発信会場:発信会場:榊原記念病院(東京都府中市)

第12回 最新の不整脈治療

質疑応答

  • 洞機能不全症候群のペースメーカーの適応はどうなっていますでしょうか。
    最近ではホルター心電図を開業医の先生もよくなさっていますが、記録をみると夜中にRR間隔が3秒以上延長する例は多々あり、我々の病院をご紹介いただくこともあります。ペースメーカーの適用では、RR間隔が3秒から5秒以上延長し、しかもご自身のめまいや失神などの症状と一致する関連が深いということが確かめられれば、ペースメーカーが必要と判断します。資料の洞機能不全のEPSでも、EPSで実際に自己リズムが何秒くらい出てこないかを確認して、症状と見比べて適応を決めます。何秒あったから必ず入れなければならないとか、何秒だったからこれは危険だとか、必ずしも言えません。
  • 心房細動に対するカテーテルアブレーションの成功率はどのくらいでしょうか?
    難しい問題ですが、正直な先生は60%から1回目では70%と言う方が多いと思います。カテーテルアブレーションは再発のリスクがあって、30%近く再発するので、1回目でうまくいくとは、どこの施設でもあまり説明はしていないと思います。2回目をやることによって、完全に治療ができたとして80~90%ということになると思います。カテーテルアブレーションは他の上室性頻拍が出現することもあり、脳血栓などの合併症を生じることもあり得るので、やはりそういうことをお話した上で、成功率についても説明してほしいと思います。
  • CRTは全ての患者さんに対して有効なのでしょうか。
    全ての患者さんに有効なCRTができるというのは我々の願いです。元々QRSの幅の広い、特に左脚ブロックの症例には有効だろうと言われていますが、その中でも30%くらいに無効例があります。最も有効とされているのは左心室の中隔側と自由壁の間で、収縮にタイムラグがあって、効率が悪い場合です。それを判定するには心エコーの組織ドップラーや、あるいは違う方法を用いて、適応のある症例を決めていくということにしていますが、現時点ではまだまだ難しい問題があります。
  • AED自動体外式除細動器が巷に溢れていますが、これさえ使えば意識のない人は助かるのでしょうか。
    VFがあってAEDが作動し、VFの停止後に心停止したままの方も多いわけです。
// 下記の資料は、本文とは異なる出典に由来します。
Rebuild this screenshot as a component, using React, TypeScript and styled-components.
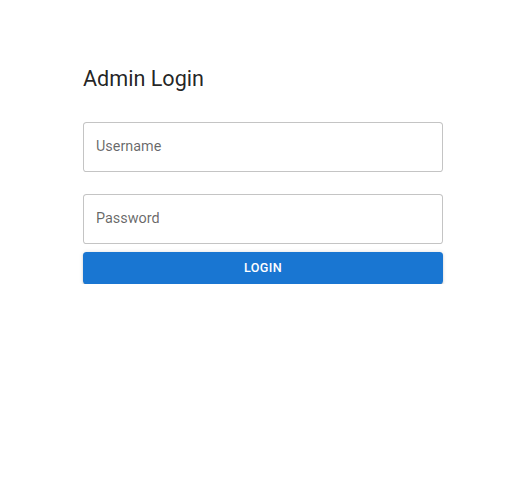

AEDは作動後に再解析をしますので、再解析をして除細動の適応がありませんと言われた時に、倒れている方の意識をみて、脈に触れて、意識がなければCPR(心肺蘇生)が必要です。心臓マッサージを開始してください。AEDさえあればいいというわけではありません。
  • カルトとエンサイトはどう違うのでしょうか。
    2つ持っている施設は患者さんによって選んで使うと思うのですが、エンサイトは、頻拍が短時間しか持続しない場合に有効です。カルトというのは頻拍が、右心房なら右心房、左心房なら左心房に絵を描いて行く間にずっと持続いていないと、解析ができません。また、カルトはアブレーション用のカテーテルでできますが、エンサイトは大きなバルーンが入りますので、アブレーションをするときにバルーンが邪魔をしてなかなかいいところに行かないということがありますので、なるべく症例で使い分けをした方が良いでしょう。
  • カテーテルアブレーションが終わった後に起きやすい合併症について、病棟のナースがどのような点に注意し観察したらよいか教えて下さい。
    最近は合併症の発生率は非常に低くなっていますが、心房細動のアブレーションが多くなってきますと、血栓の問題があります、特に小さな血栓、例えば目が見えにくくなったとか物が二重に見えるとか、頭痛があるなどの訴えに注意をしてください。それからPCIなど最近のカテーテルなどは手から行う例が多いですが、カテーテルアブレーションの場合は足からやりますので、またカテーテルは太いものを使用しますので、出血や、末梢の閉塞なども気をつけてください。
  • ペースメーカー、ICD、CRTなどは術後に注意しなければならないことはどんなことがあるでしょうか。
    いずれもリードという電線が入りますので、それが移動してしまうディスロッジが起こり、それによってペーシング不全が出てしまうことがあります。モニター上のペースメーカー心電図をよく理解して、違う心電図が出たらこれはおかしいと、担当医師に報告していただければと思います。
  • VTの薬物療法でマグネシウムは最近あまり使われないのでしょうか。
    マグネシウムを使わないわけではありません。キシロカインが効かない場合にマグネシウムを使って有効なこともあります。ただ、最近ではキシロカインではなくシンビットやアンカロンの静注薬を使うケースが増えています。
  • AEDの種類はほとんど二相性になっていると聞きますが、通常の除細動器は単相性が多いのでしょうか。それとも二相性の方が普及しているのでしょうか。
    ICDとAEDに関しては完全に二相性になっています。体外式の除細動器の古い物に関してはまだ単相性もありますが、二相性の方が少ないエネルギーで除細動効果が大きいとされています。施設でお使いになっているものが単相性か二相性かは確認されておいた方が良いと思います。通常の心室頻拍ですと、単相性だと200ジュール以上を使用します。心房細動の場合ですと100~150ジュールくらいで使用しますが、それはあくまでも単相性での場合のエネルギーですから、二相性ですとその75%くらいのエネルギーで十分となっていますので、各々の施設の除細動器のマニュアルをご覧になったり、担当者に確認してください。